● **To do**
Locate the string "page" in the listing below. Copy every line where it is found.

Interface markup and scripts
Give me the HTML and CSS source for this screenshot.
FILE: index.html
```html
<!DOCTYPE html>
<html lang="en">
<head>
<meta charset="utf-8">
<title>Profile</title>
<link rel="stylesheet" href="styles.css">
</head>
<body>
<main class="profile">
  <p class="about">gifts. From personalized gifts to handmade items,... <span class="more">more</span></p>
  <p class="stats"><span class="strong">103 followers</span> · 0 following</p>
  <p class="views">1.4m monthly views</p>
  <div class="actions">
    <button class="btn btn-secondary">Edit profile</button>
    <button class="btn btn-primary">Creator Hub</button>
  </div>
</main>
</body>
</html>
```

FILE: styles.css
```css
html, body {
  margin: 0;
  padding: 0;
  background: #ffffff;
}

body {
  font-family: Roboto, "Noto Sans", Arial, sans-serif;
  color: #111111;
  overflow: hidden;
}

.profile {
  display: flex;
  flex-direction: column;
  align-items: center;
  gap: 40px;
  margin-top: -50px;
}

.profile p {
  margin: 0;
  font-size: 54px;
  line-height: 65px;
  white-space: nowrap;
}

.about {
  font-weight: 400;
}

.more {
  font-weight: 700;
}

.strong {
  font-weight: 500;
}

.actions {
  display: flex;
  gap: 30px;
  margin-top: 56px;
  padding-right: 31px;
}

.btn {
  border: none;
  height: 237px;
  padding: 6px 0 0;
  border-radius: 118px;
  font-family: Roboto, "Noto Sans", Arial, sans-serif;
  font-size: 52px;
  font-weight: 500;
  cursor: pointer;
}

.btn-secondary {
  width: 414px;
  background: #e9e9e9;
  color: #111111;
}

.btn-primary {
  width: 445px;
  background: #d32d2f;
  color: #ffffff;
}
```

...

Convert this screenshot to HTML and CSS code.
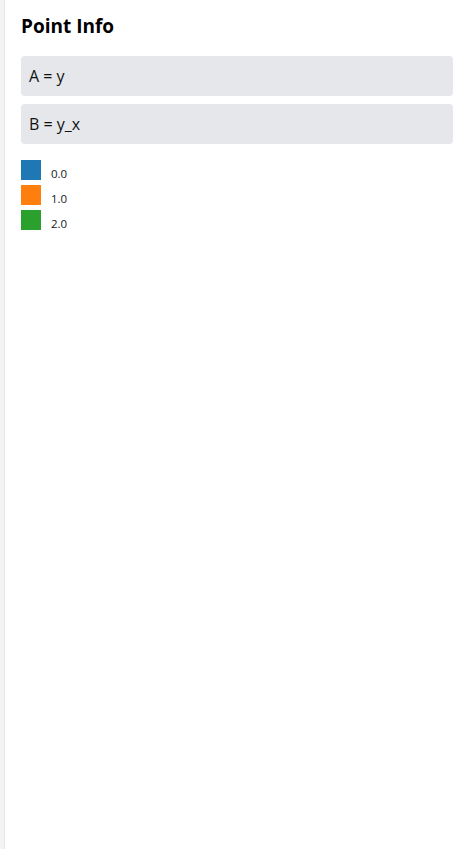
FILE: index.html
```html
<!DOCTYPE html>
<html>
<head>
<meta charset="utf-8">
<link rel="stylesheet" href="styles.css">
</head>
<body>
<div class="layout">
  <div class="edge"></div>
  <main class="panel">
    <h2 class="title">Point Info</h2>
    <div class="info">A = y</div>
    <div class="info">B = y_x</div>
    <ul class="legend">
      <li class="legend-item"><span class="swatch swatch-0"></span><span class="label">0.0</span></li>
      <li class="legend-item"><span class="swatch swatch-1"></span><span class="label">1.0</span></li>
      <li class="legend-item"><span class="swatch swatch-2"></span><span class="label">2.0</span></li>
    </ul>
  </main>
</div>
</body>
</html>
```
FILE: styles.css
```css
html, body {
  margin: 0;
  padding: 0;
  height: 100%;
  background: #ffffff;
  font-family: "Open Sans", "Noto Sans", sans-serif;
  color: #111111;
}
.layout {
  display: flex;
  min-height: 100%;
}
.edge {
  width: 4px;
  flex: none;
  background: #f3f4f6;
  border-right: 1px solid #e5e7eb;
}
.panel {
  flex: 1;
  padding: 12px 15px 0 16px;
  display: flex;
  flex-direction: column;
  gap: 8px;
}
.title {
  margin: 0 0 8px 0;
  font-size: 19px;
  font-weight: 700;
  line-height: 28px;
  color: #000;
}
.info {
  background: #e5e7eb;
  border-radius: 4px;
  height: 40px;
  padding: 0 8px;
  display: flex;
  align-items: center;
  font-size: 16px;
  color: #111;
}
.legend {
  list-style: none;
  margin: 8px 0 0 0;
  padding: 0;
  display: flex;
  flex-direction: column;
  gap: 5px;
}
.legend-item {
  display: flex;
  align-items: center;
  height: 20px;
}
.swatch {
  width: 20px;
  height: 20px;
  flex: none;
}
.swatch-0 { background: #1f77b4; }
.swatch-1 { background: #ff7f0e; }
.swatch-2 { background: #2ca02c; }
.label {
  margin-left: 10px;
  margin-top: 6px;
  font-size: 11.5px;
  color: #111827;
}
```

---

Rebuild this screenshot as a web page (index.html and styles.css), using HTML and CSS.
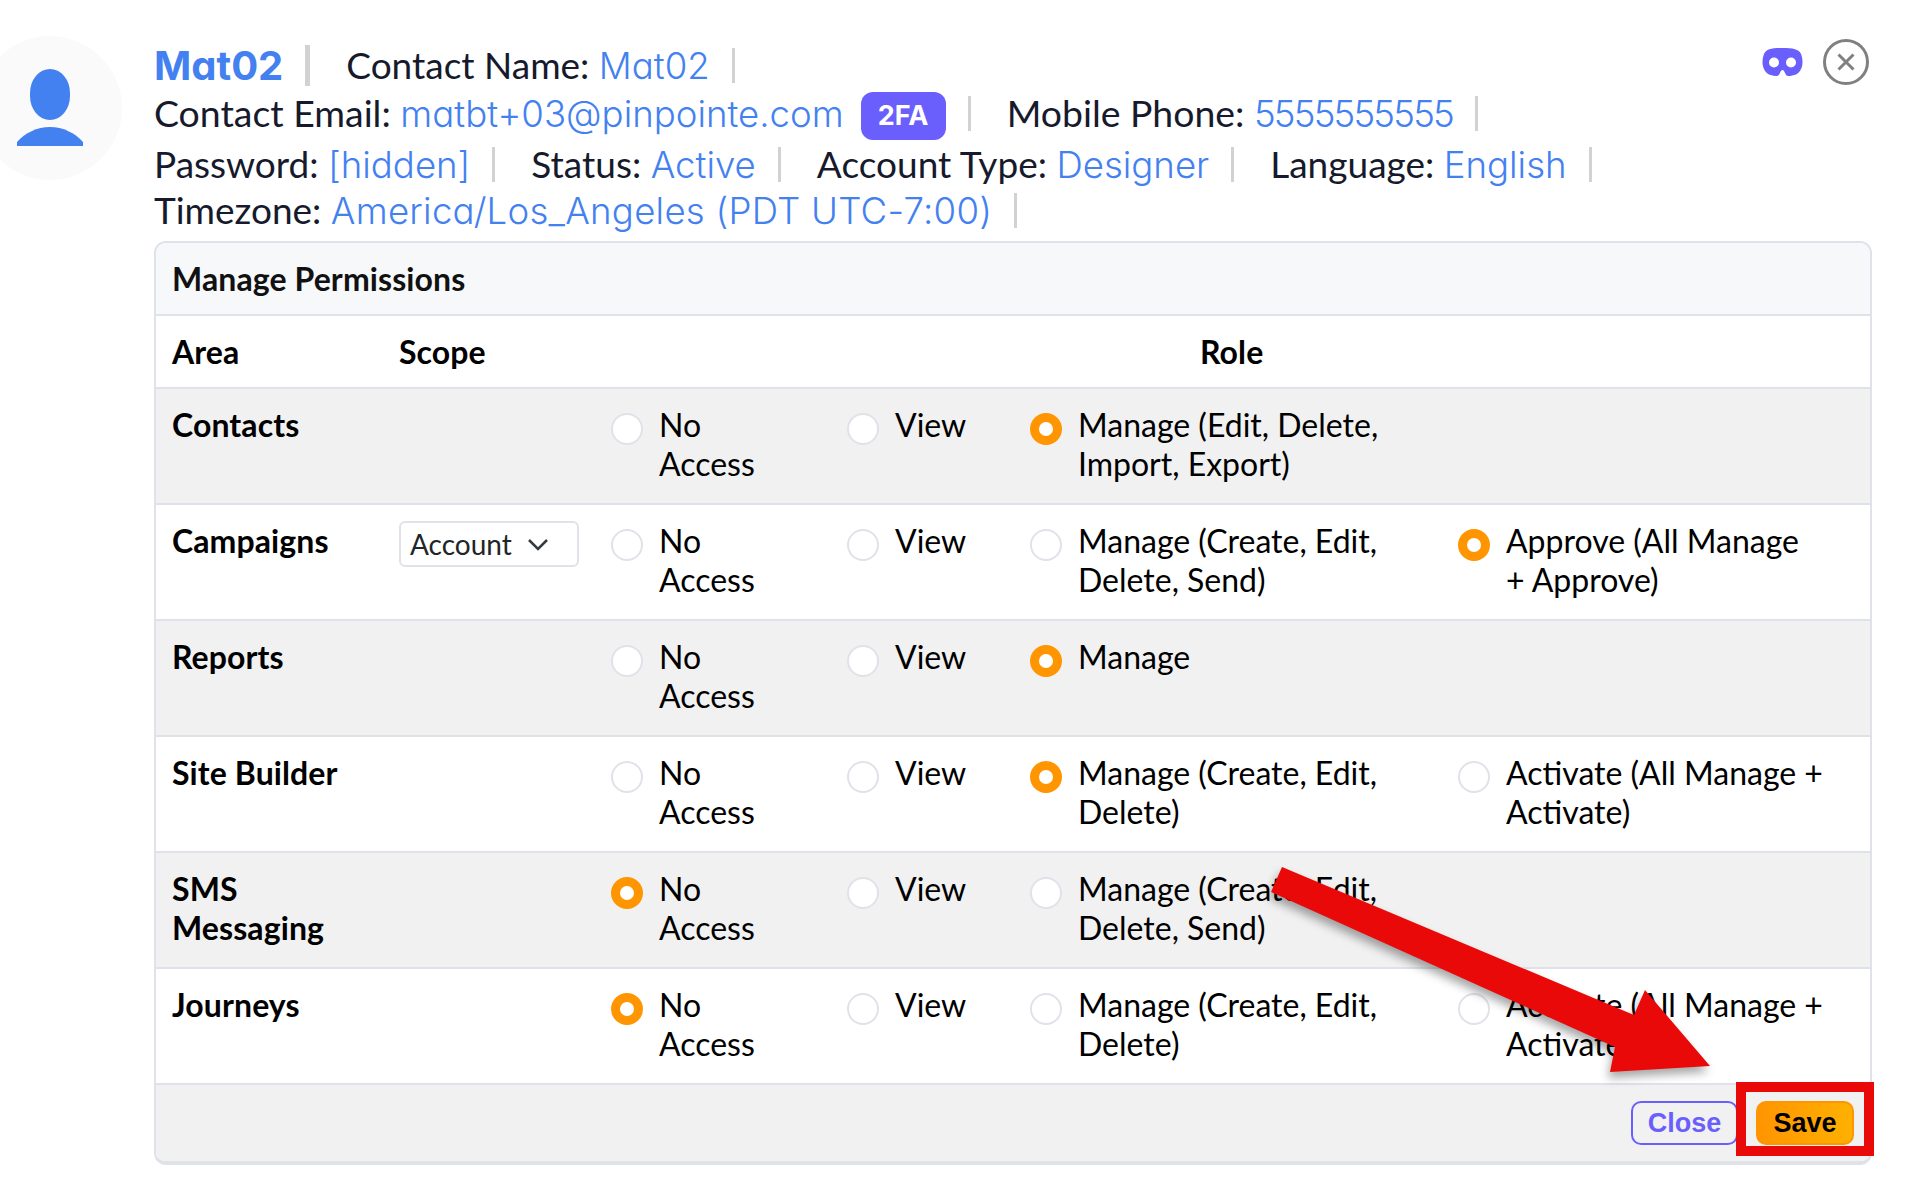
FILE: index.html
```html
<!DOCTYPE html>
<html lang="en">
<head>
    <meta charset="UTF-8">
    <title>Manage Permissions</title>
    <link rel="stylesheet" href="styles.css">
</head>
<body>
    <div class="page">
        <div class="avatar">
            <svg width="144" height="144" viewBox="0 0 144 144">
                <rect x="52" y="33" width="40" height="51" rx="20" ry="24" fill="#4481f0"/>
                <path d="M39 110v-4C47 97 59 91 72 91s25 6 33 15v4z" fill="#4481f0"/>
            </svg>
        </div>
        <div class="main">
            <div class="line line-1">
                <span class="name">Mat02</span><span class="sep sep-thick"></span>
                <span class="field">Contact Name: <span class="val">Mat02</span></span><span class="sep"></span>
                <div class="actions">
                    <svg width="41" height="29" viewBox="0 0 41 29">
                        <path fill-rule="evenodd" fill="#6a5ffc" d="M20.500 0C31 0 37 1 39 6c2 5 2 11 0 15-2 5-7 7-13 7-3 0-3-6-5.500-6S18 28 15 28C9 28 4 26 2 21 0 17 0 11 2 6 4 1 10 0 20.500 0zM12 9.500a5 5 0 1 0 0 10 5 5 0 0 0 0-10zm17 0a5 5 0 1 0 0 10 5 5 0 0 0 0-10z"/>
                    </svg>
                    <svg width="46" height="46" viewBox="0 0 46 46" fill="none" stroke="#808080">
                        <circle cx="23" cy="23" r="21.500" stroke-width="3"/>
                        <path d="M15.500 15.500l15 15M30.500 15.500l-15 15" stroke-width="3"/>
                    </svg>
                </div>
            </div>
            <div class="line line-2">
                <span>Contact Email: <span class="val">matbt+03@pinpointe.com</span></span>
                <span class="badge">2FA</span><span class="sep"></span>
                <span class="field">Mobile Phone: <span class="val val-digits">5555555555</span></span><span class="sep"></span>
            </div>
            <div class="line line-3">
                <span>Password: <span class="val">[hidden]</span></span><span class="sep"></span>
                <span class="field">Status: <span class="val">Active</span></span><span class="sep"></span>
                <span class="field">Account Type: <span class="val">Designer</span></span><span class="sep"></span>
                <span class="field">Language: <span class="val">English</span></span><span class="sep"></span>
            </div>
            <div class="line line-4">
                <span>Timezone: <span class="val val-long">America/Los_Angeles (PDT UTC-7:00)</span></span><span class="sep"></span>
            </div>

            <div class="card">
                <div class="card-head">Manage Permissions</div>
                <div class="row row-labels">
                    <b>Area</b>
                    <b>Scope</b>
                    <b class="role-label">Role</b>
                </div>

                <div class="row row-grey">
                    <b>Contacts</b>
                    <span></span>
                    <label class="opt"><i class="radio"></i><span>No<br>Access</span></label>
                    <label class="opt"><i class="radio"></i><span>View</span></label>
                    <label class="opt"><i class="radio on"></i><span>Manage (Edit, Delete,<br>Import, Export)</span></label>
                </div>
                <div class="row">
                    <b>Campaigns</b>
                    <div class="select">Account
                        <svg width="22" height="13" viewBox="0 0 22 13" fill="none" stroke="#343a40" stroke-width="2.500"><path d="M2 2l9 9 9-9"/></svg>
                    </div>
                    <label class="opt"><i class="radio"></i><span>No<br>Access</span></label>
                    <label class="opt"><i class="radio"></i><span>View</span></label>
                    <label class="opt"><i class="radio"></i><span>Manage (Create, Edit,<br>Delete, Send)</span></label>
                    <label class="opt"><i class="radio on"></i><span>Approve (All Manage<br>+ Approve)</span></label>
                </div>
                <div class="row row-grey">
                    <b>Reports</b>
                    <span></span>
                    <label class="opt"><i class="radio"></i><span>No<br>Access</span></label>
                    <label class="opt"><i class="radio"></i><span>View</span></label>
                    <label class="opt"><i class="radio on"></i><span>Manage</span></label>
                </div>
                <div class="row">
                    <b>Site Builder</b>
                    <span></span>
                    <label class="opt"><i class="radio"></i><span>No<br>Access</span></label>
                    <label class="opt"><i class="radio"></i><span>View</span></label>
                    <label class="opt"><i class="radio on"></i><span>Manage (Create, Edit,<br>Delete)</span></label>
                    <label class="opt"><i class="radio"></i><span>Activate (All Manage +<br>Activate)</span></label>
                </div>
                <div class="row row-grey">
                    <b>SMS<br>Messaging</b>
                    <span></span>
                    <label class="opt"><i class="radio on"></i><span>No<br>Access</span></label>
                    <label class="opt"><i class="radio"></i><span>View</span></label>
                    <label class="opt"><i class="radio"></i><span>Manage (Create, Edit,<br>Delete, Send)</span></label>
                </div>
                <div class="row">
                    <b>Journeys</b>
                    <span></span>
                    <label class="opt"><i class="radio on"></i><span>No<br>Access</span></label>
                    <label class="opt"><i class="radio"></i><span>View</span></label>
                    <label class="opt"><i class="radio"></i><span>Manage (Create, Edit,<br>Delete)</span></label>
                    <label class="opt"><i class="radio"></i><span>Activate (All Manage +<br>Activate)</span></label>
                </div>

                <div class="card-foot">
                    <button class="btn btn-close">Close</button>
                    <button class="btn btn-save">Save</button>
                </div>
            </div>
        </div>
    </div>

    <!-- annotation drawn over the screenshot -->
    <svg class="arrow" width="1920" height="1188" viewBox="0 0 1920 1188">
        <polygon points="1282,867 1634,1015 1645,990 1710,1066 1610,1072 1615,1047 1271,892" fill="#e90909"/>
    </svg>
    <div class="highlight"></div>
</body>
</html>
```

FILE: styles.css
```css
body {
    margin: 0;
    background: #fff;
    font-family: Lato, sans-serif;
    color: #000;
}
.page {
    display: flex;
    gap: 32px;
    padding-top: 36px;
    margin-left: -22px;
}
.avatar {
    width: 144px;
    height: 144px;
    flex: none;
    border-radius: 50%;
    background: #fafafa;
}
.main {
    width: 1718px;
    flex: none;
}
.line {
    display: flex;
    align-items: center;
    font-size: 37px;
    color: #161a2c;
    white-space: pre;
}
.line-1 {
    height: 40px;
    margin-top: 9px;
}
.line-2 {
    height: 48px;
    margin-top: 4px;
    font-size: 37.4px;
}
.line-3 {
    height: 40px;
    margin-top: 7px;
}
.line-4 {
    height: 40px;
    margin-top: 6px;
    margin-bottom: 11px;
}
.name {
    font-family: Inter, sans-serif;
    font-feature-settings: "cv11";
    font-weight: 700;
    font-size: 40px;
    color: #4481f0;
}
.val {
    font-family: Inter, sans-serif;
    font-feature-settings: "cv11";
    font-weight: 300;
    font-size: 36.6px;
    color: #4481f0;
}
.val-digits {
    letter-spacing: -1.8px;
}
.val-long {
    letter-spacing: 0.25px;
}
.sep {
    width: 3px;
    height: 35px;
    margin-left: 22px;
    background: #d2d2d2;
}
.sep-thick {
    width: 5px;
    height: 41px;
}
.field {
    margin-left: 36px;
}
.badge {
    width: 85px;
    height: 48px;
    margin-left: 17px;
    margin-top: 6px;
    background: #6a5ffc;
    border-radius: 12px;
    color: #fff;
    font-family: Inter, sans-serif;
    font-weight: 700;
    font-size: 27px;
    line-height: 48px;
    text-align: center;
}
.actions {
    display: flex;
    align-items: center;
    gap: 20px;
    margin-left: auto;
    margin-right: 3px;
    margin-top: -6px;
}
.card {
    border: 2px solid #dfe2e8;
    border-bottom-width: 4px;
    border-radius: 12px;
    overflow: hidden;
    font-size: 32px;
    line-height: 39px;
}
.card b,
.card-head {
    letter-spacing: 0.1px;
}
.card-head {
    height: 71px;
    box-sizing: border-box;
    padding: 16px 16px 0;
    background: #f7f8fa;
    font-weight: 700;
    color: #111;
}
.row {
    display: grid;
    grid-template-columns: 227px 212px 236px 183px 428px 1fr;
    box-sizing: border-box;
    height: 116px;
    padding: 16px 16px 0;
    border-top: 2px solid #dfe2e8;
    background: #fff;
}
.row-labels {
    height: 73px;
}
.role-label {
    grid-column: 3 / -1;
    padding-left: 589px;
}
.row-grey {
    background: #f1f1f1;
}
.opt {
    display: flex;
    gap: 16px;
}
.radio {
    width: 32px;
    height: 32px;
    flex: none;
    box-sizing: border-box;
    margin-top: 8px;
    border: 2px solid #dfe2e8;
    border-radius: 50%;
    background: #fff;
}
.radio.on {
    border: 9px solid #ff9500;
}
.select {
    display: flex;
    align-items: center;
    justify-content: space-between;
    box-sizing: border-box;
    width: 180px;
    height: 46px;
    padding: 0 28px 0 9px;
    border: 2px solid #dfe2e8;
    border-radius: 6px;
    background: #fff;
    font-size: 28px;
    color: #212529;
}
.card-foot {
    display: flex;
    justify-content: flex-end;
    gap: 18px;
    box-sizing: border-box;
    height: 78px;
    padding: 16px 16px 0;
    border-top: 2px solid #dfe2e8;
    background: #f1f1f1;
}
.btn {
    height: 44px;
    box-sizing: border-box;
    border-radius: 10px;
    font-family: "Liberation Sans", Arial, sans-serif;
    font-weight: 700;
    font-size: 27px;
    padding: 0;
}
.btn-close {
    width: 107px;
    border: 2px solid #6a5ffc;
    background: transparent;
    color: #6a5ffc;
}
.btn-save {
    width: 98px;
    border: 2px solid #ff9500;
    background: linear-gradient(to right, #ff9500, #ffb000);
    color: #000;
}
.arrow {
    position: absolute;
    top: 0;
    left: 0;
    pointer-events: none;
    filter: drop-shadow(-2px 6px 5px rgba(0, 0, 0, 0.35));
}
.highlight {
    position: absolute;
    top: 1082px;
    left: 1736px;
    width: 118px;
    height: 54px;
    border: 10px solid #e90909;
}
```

● **Exercise response**
Rebuild this screenshot as a web page (index.html and styles.css), using HTML and CSS.
    <div class="page">
.page {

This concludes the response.